For decades while we were silent our thoughts have straggled in all possible and impossible directions, we lost touch with each other, never learned to know each other, ceased to check and correct each other. While the stereotypes of required thought, or rather of dictated opinion, dinned into us daily from the electrified gullets of radio, endlessly reproduced in thousands of newspapers as like as peas, condensed into weekly surveys for political study groups, have made mental cripples of us and left very few minds undamaged.

Powerful and daring minds are now beginning to struggle upright, to fight their way out from under the heap of antiquated rubbish. But even they still bear all the cruel marks of the branding iron, they are still cramped by the stocks into which they were forced when they were half grown. And because of our intellectual disunity, they have no one to measure themselves against.

As for the rest of us, we have so shriveled in the decades of falsehood, thirsted so long in vain for the refreshing drops of truth, that as soon as they fall upon our faces we tremble with joy. We so rejoice in every little word of truth, so utterly suppressed until recent years, that we forgive those who first voice it for us--all their near misses, all their inexactitudes, even a portion of error greater than the portion of truth, simply because "something at least, something at last has been said!"

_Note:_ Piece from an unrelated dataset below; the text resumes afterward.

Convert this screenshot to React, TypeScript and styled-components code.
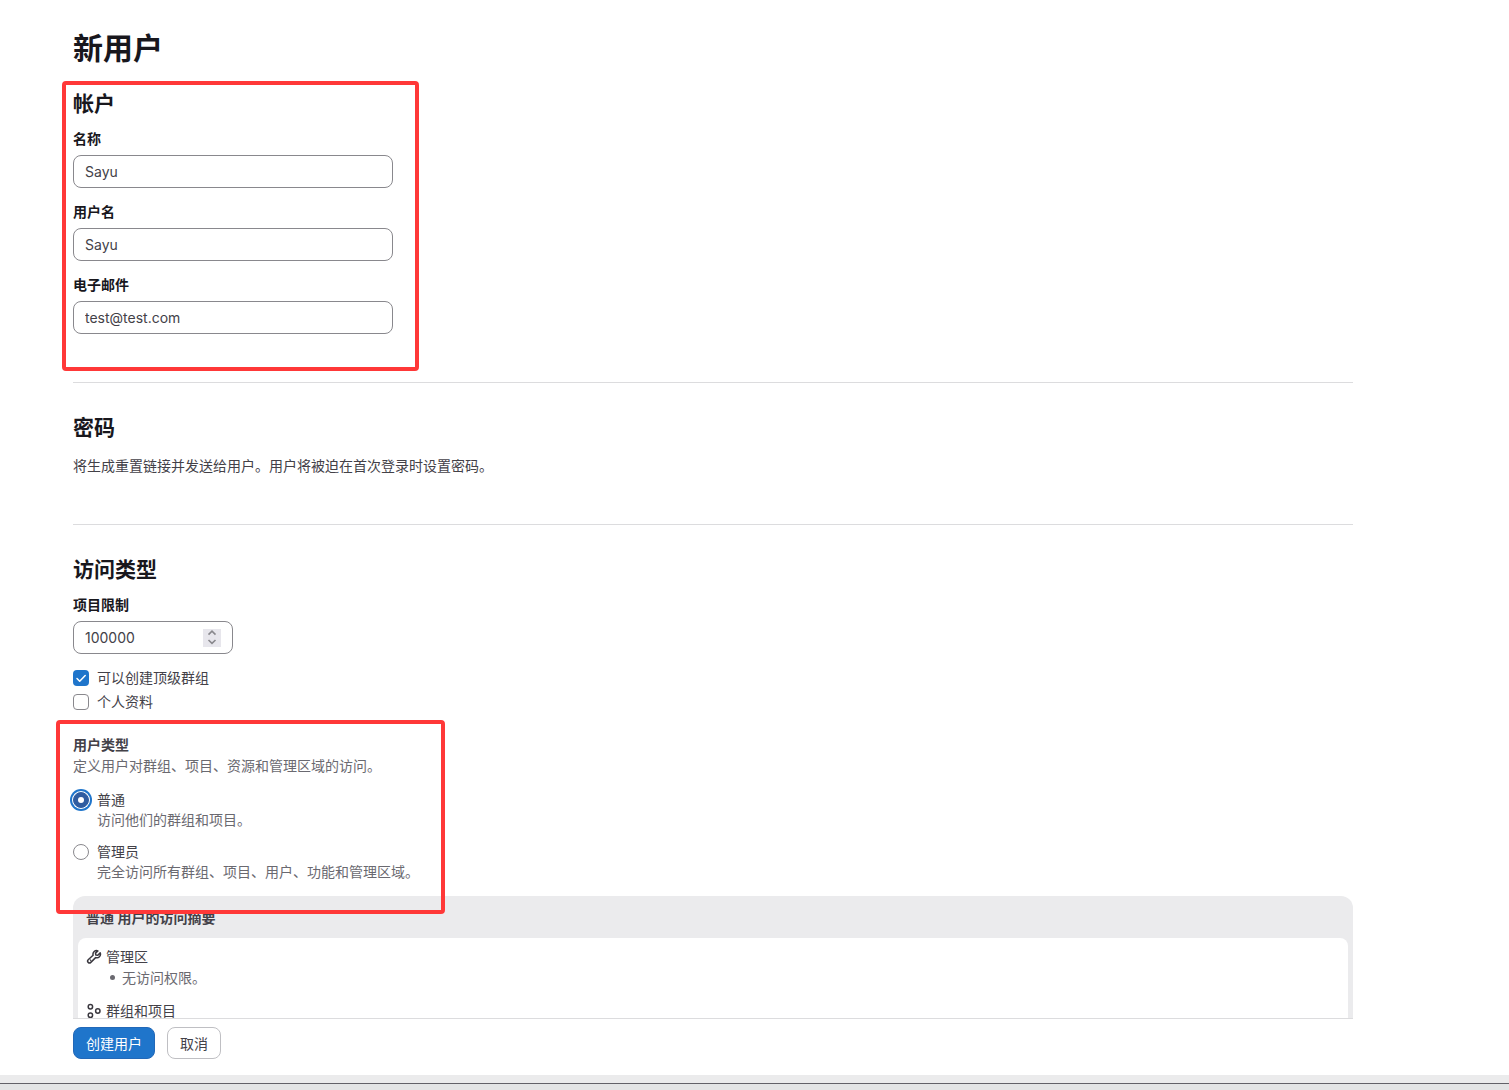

All this we experienced as we read Academician [Andrei] Sakharov's article* and heard the international reactions to it. Our hearts beat faster as we realized that someone had broken out from the deep, untroubled, cozy drowse in which Soviet scientists pursue their scientific work. It was a liberating joy to realize that Western atomic scientists are not the only ones who feel pangs of conscience--that a conscience is awakening amongst our own scientists too.

But Sakharov's hopes of convergence are not a well-grounded scientific theory but a moral yearning to save man from the ultimate nuclear sin, to avoid nuclear catastrophe. If we are concerned with solving mankind's moral problems, the prospect of convergence is a somewhat dismal one: if two societies, each afflicted with its own vices, gradually draw together and merge into one, "what will they produce? A society doubly immoral through cross-fertilization.

* Progress, Coexistence and Intellectual Freedom was published in book form in the West in 1968.